▶ Exercise aim
Show all lines holding the string "that".

▶ The records
-------

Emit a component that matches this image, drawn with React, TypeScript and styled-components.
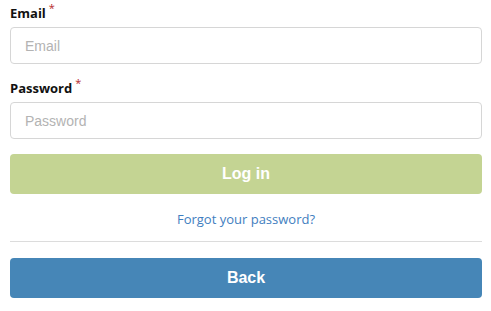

-------

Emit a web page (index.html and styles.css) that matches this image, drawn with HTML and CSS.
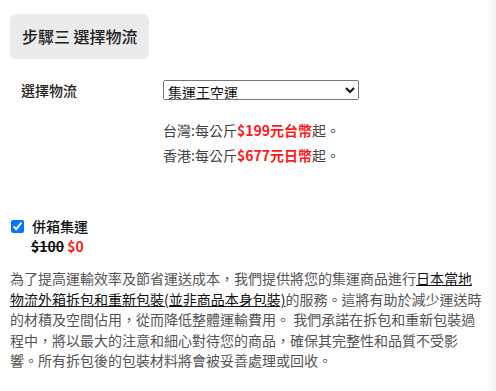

-------

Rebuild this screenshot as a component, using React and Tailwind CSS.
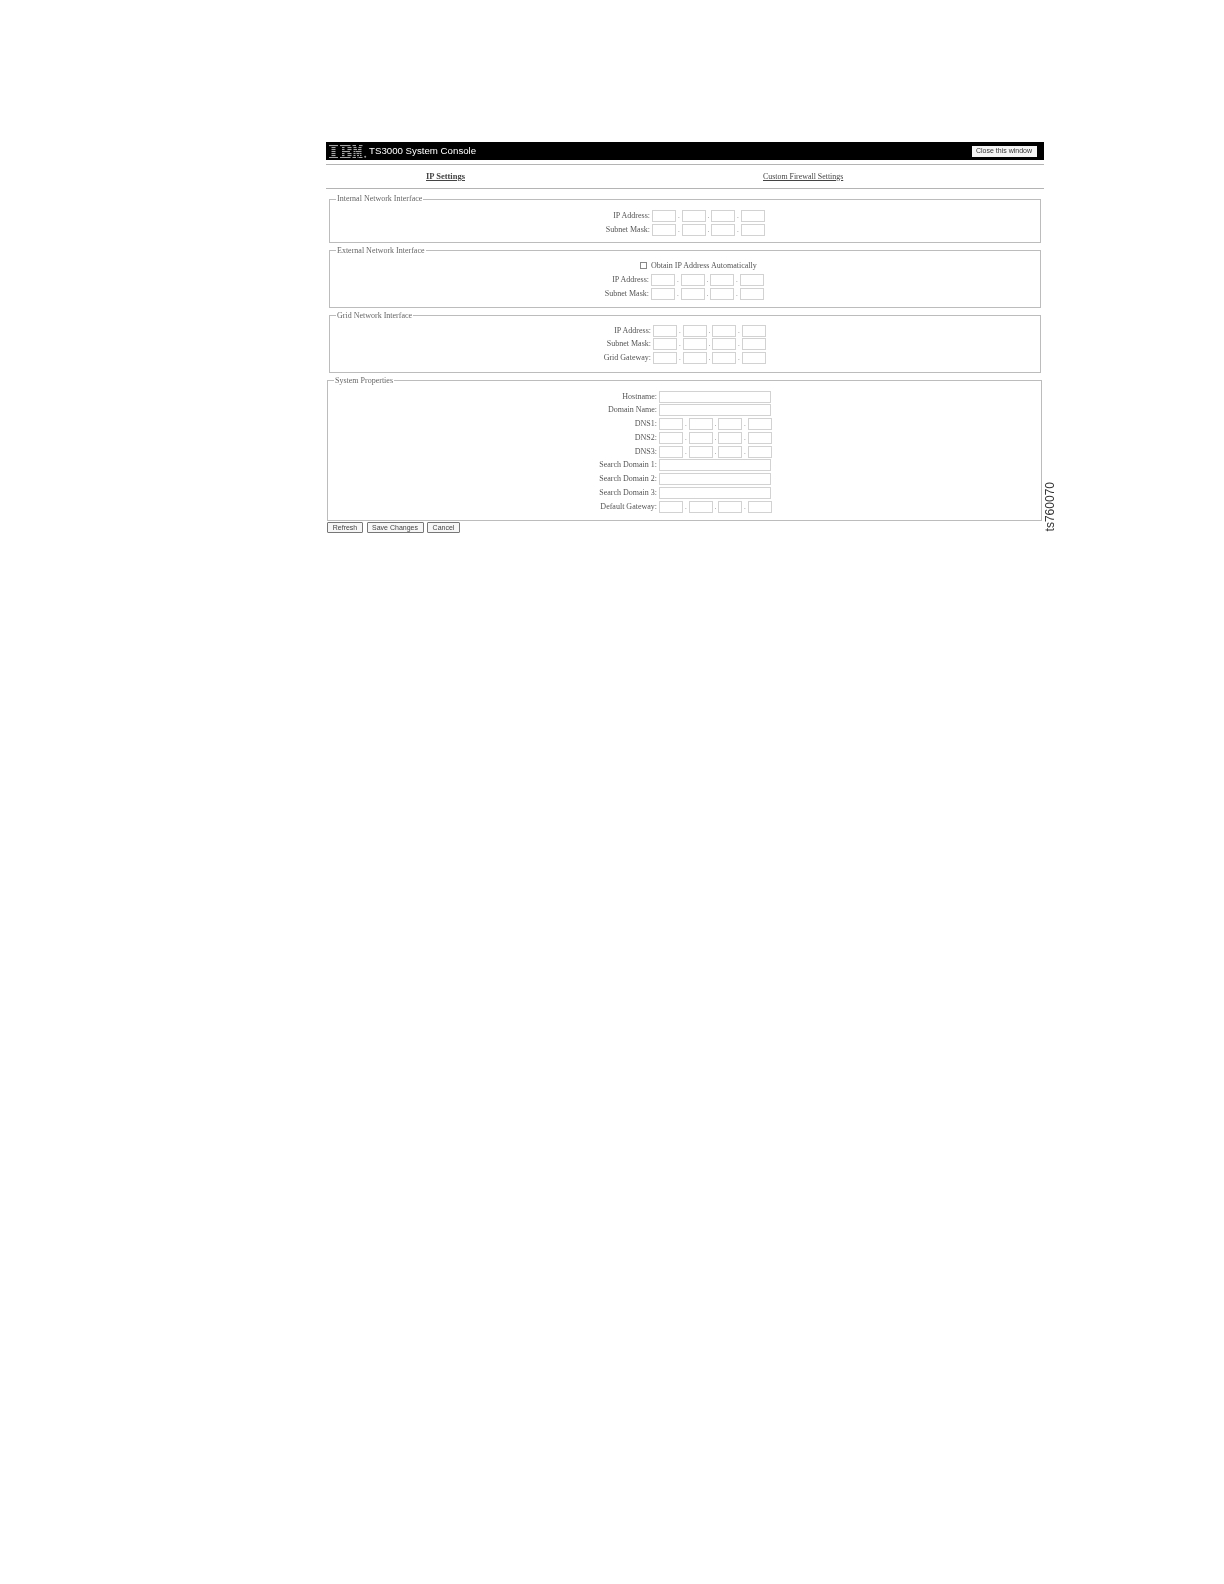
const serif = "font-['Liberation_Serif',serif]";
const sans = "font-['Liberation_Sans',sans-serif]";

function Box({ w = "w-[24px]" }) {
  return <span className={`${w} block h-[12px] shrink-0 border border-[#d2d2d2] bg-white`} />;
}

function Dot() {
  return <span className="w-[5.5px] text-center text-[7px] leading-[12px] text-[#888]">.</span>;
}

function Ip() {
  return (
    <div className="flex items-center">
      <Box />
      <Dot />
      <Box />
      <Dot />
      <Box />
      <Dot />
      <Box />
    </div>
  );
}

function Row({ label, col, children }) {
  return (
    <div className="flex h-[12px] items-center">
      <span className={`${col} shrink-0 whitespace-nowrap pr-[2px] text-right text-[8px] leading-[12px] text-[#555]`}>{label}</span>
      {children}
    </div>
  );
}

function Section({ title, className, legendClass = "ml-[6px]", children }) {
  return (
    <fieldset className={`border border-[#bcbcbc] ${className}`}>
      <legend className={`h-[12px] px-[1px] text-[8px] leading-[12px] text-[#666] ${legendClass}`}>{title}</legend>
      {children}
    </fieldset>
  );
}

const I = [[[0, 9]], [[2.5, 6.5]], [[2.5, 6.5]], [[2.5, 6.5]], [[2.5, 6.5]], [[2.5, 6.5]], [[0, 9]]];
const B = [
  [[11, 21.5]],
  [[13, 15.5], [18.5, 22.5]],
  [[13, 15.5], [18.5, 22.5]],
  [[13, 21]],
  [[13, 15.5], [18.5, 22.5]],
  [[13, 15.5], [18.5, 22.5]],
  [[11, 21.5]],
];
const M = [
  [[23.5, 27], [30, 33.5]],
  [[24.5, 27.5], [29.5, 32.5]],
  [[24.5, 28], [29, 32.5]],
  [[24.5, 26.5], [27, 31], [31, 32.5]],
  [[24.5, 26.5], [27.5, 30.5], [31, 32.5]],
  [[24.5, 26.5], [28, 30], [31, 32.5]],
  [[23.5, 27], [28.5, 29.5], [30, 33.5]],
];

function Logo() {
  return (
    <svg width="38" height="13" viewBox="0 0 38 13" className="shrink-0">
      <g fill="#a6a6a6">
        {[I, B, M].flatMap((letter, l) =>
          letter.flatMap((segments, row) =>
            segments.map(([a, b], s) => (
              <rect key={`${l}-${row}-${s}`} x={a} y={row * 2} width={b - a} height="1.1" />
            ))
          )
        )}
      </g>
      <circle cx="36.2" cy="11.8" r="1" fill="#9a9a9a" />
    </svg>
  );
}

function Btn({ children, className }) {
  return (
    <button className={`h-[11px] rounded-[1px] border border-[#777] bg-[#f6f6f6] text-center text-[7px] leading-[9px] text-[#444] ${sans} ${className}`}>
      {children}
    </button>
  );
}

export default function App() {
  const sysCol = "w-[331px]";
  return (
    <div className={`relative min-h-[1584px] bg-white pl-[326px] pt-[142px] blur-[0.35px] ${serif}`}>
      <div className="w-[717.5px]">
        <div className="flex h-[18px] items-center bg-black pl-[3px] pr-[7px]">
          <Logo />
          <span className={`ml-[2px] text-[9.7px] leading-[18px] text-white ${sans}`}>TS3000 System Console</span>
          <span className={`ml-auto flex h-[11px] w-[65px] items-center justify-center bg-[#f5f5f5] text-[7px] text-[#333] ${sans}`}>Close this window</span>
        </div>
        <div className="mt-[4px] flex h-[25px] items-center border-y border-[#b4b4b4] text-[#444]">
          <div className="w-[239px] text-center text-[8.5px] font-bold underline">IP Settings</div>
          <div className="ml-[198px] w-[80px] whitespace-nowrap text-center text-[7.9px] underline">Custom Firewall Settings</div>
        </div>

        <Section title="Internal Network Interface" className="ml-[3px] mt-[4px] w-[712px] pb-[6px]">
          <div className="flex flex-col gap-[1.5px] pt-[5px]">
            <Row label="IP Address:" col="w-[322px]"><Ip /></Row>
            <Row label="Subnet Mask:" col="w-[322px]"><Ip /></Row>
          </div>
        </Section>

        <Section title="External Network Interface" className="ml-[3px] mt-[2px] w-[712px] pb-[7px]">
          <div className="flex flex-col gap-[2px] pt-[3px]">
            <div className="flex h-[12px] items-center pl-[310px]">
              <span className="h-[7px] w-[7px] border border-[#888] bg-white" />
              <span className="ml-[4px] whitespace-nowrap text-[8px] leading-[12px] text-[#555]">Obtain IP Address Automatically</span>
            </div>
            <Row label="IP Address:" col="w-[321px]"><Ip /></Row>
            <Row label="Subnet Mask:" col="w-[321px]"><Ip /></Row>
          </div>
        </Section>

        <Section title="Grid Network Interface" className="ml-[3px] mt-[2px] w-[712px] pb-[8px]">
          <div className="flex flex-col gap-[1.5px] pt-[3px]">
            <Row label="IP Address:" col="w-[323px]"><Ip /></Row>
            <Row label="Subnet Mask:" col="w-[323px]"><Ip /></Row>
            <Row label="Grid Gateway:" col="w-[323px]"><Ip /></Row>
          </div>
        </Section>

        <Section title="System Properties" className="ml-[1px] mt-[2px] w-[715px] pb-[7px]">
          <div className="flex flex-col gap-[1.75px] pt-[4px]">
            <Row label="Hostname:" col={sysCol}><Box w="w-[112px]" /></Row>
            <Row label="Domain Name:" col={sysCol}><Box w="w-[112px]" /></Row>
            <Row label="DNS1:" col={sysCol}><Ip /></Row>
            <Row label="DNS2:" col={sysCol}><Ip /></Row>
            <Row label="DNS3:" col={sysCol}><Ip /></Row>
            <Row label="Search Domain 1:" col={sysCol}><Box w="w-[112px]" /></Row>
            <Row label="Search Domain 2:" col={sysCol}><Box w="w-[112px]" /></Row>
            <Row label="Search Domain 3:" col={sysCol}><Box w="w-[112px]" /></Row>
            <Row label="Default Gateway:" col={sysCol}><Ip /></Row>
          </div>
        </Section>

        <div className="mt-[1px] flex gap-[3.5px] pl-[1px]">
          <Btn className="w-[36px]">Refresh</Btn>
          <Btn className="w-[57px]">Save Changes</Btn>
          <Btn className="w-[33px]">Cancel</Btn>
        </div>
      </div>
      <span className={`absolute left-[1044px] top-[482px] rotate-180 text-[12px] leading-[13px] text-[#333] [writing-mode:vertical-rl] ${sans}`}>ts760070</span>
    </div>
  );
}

-------

▶ Right answer
Emit a component that matches this image, drawn with React, TypeScript and styled-components.
Emit a web page (index.html and styles.css) that matches this image, drawn with HTML and CSS.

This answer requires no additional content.